— JOB —
Which lines contain the string "this"? Please list every one of them.

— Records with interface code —
┌──

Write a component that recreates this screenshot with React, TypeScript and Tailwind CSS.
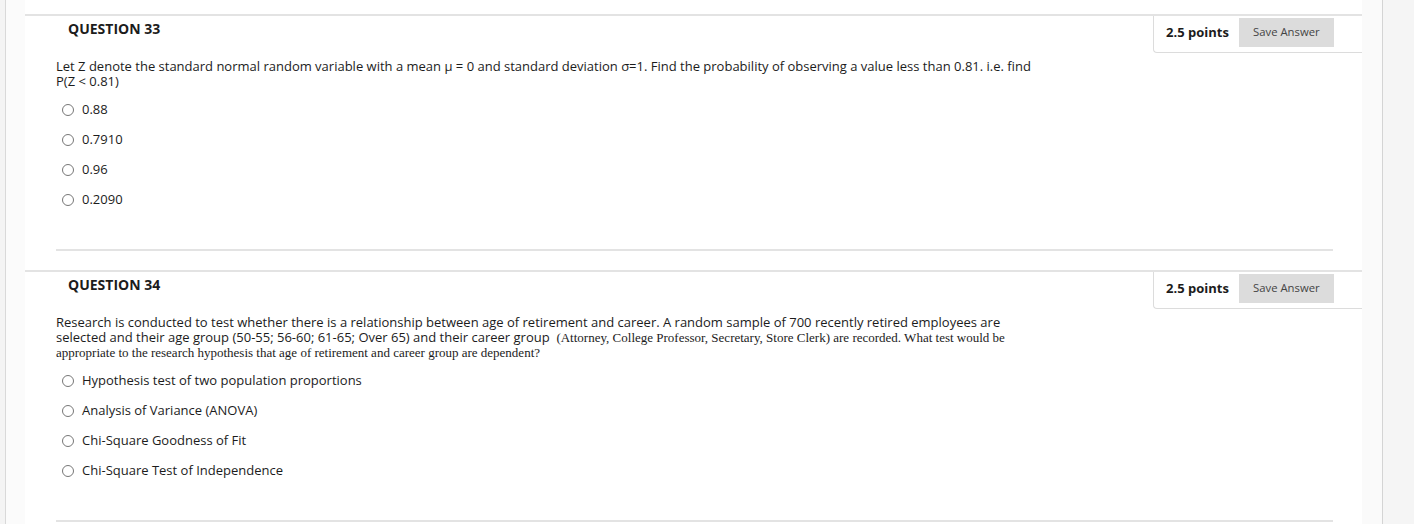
type QuestionProps = {
  number: number
  points: string
  body: React.ReactNode
  options: string[]
}

const Radio = () => (
  <span className="ml-[6px] inline-block h-[12px] w-[12px] shrink-0 rounded-full border border-[#777] bg-white" />
)

const Question = ({ number, points, body, options }: QuestionProps) => {
  return (
    <section className="mb-[19px] border-t-2 border-[#e3e3e3]">
      <div className="flex h-[37px] justify-between">
        <h3 className="pl-[43px] pt-[3px] text-[14px] font-bold leading-[20px] text-[#1c1c1c]">
          QUESTION {number}
        </h3>
        <div className="flex w-[209px] items-start gap-[10px] rounded-bl-[4px] border-b border-l border-[#dcdcdc] pl-[12px] pt-[2px]">
          <span className="flex h-[29px] items-center text-[13px] font-bold text-[#1c1c1c]">{points}</span>
          <button className="h-[29px] w-[95px] bg-[#dcdcdc] text-[11.3px] text-[#444]">Save Answer</button>
        </div>
      </div>

      <div className="ml-[31px] mt-[6px] w-[990px] text-[13px] leading-[15px] text-[#1c1c1c]">{body}</div>

      <ul className="ml-[31px] mt-[6px]">
        {options.map((opt) => (
          <li key={opt} className="flex h-[30px] items-center">
            <Radio />
            <span className="ml-[8px] text-[13px] text-[#1c1c1c]">{opt}</span>
          </li>
        ))}
      </ul>

      <div className="ml-[31px] mr-[29px] mt-[34px] h-[2px] bg-[#e3e3e3]" />
    </section>
  )
}

export default function App() {
  return (
    <div className="flex h-[524px] w-full overflow-hidden bg-white font-['Open_Sans','Liberation_Sans',sans-serif]">
      <div className="w-[6px] shrink-0 border-r border-[#d9d9d9] bg-[#f4f4f4]" />
      <div className="w-[19px] shrink-0 bg-[#fbfbfb]" />

      <main className="w-[1337px] shrink-0 pt-[14px]">
        <Question
          number={33}
          points="2.5 points"
          body={
            <p>
              Let Z denote the standard normal random variable with a mean μ = 0 and standard deviation σ=1. Find the
              probability of observing a value less than 0.81. i.e. find P(Z &lt; 0.81)
            </p>
          }
          options={['0.88', '0.7910', '0.96', '0.2090']}
        />
        <Question
          number={34}
          points="2.5 points"
          body={
            <p>
              Research is conducted to test whether there is a relationship between age of retirement and career. A
              random sample of 700 recently retired employees are selected and their age group (50-55; 56-60; 61-65;
              Over 65) and their career group{'\u00a0 '}
              <span className="font-['Liberation_Serif',serif] text-[13px] leading-[15px]">
                (Attorney, College Professor, Secretary, Store Clerk) are recorded. What test would be appropriate to
                the research hypothesis that age of retirement and career group are dependent?
              </span>
            </p>
          }
          options={[
            'Hypothesis test of two population proportions',
            'Analysis of Variance (ANOVA)',
            'Chi-Square Goodness of Fit',
            'Chi-Square Test of Independence',
          ]}
        />
      </main>

      <div className="w-[21px] shrink-0 border-r border-[#d4d4d4] bg-[#fafafa]" />
      <div className="flex-1 bg-[#f5f5f5]" />
    </div>
  )
}
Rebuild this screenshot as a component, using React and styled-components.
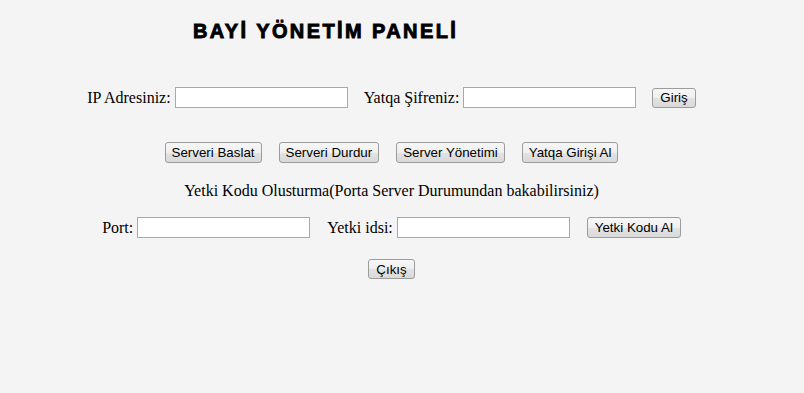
import React from "react";
import styled, { createGlobalStyle } from "styled-components";

const Global = createGlobalStyle`
  html, body { margin: 0; padding: 0; background: #f4f4f4; }
  body { font-family: "Liberation Serif", "Times New Roman", serif; font-size: 16px; color: #000; }
`;

const Page = styled.div`
  width: 804px;
  min-height: 393px;
  display: flex;
  flex-direction: column;
`;

const Title = styled.h2`
  margin: 19px 0 0 0;
  padding-left: 193px;
  font-family: "Liberation Sans", Arial, sans-serif;
  font-weight: bold;
  font-size: 20px;
  line-height: 24px;
  letter-spacing: 2.4px;
  -webkit-text-stroke: 0.9px #000;
`;

const Row = styled.div`
  display: flex;
  justify-content: center;
  align-items: center;
  gap: ${(p) => p.$gap || 16}px;
  margin-top: ${(p) => p.$top}px;
  padding-right: 21px;
  height: ${(p) => p.$h || 21}px;
`;

const Field = styled.label`
  display: flex;
  align-items: center;
  gap: 4px;
  font-size: 16px;
  line-height: 18px;
`;

const Input = styled.input`
  box-sizing: border-box;
  width: 173px;
  height: 21px;
  margin: 0;
  padding: 1px 2px;
  border: 1px solid #a9a9a9;
  background: #fff;
  border-radius: 0;
  outline: none;
  font-family: "Liberation Sans", Arial, sans-serif;
  font-size: 13.33px;
`;

const Button = styled.button`
  box-sizing: border-box;
  height: ${(p) => p.$h || 21}px;
  margin: 0;
  padding: 0 ${(p) => p.$px || 6}px;
  border: 1px solid #9c9c9c;
  border-radius: 3px;
  background: linear-gradient(#f7f7f7 0%, #efefef 50%, #e3e3e3 51%, #d9d9d9 100%);
  font-family: "Liberation Sans", Arial, sans-serif;
  font-size: 13.33px;
  color: #000;
  line-height: 15px;
  cursor: pointer;
`;

const Info = styled.p`
  margin: 0;
  font-size: 16px;
  line-height: 18px;
`;

export default function App() {
  return (
    <>
      <Global />
      <Page>
        <Title>BAYİ YÖNETİM PANELİ</Title>
        <Row $top={44}>
          <Field>
            IP Adresiniz:
            <Input type="text" />
          </Field>
          <Field>
            Yatqa Şifreniz:
            <Input type="password" />
          </Field>
          <Button $h={20} $px={7}>Giriş</Button>
        </Row>
        <Row $top={34} $gap={17}>
          <Button>Serveri Baslat</Button>
          <Button>Serveri Durdur</Button>
          <Button>Server Yönetimi</Button>
          <Button>Yatqa Girişi Al</Button>
        </Row>
        <Row $top={19} $h={18}>
          <Info>Yetki Kodu Olusturma(Porta Server Durumundan bakabilirsiniz)</Info>
        </Row>
        <Row $top={17} $gap={17}>
          <Field>
            Port:
            <Input type="text" />
          </Field>
          <Field>
            Yetki idsi:
            <Input type="text" />
          </Field>
          <Button $px={7}>Yetki Kodu Al</Button>
        </Row>
        <Row $top={21} $h={20}>
          <Button $h={20} $px={7}>Çıkış</Button>
        </Row>
      </Page>
    </>
  );
}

└──

— THE OUTPUT —
Write a component that recreates this screenshot with React, TypeScript and Tailwind CSS.
Rebuild this screenshot as a component, using React and styled-components.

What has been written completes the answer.